The ever-important appraisal periods are upon us! Performance appraisals can leave you in a state of urgency: after hearing your manager’s feedback, you might start thinking about all the ways you can react, improve, or change moving forward. However, all this might be too overwhelming after all the information you have to process and the decisions you’ll have to make. Here’s an easy way to help guide your post-appraisal decision making process, from one employee to another!
1. What to do next
If you're unhappy with the results of your review or how it played out, ask for a meeting within a week of the date on your final written appraisal to discuss what happened. and how to better aid you reach your company goals. Different companies have different processes; if there’s an opportunity for you to get some feedback from your manager, take it. However, if there’s a process that goes on before you can talk about it, take the time to prepare your questions in advance. In either case, the advice you could get would be invaluable for you moving forward.
2. Get feedback on how the meeting went
If you feel like you either had a good review or there were no problems with it, but you still want to make sure that your manager agrees with your assessment of the situation, ask if they would be willing to give some feedback on how things went during the appraisal process and what they thought of how it turned out. This will give you a chance to discuss strengths and weaknesses as well as figure out ways to improve next year's review so that everyone involved can benefit from it. This feedback might also include tips on how to handle similar situations in the future.
3. Discuss your weaknesses and strengths with your boss
If you feel that negative comments were made during the performance appraisal which aren’t true, or feedback that doesn’t feel actionable (e.g.. Perceived over-assertiveness), then this is a good opportunity to discuss these issues honestly with your manager for their input on how to proceed. It will also be helpful to find out whether there are ways in which you've been successful; this will help take some of the pressure off yourself as well as make the overall conversation more productive. Taking self-appraisals, similar to ones on Performance+, are good opportunities for you to reassess your own standing, based on your managers’ own metrics, to see if you truly have been maximizing yourself. You could also take the initiative and ask about any learning or development resources that your manager might have.
4. Create an action plan for improvement based on your discussion with your boss
In general, creating an action plan influenced from your performance appraisals or reviews is best because this will ensure that everyone involved understands what needs to happen. Even if there were no problems during your performance review, it's still important to ask managers or mentors for actionable feedback on how to improve and reach your own personal and professional goals.

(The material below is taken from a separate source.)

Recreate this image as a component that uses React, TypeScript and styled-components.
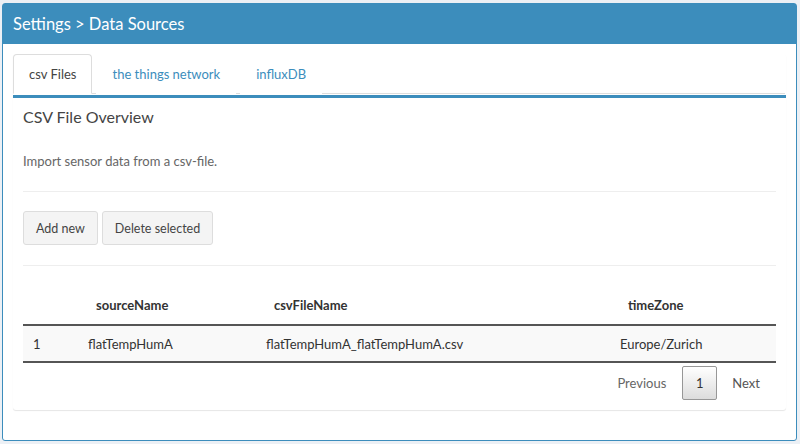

To get the maximum benefit from this meeting, prepare a list of questions ahead of time so that you can be sure not to forget anything when there are issues which concern you most.
The action plan might include new ways for you to communicate your goals or ideas, specific projects that need to be done over the next few months, or even recommendations on who else should receive feedback about their work. You could even ask your boss to assign learning courses to you based on the needs that were collected from this meeting; take full advantage of this if it happens. Learning opportunities are some of the best resources a workplace can provide for you.
Ultimately, however, you must decide who will do what and when it needs to be completed to resolve any issues identified during the performance review. Even if you don't think that anything was wrong with your appraisal, having a plan will make sure that you can identify problems before they become full-blown issues and handle them as quickly as possible to prevent negativity from spreading throughout the company.
5. Exhale, and congratulate yourself!
No matter what happens, pat yourself on the back! You’ve gotten through the appraisal process, and now you have a plan moving forward. Now take a breath, take some time to relax, and get to improving!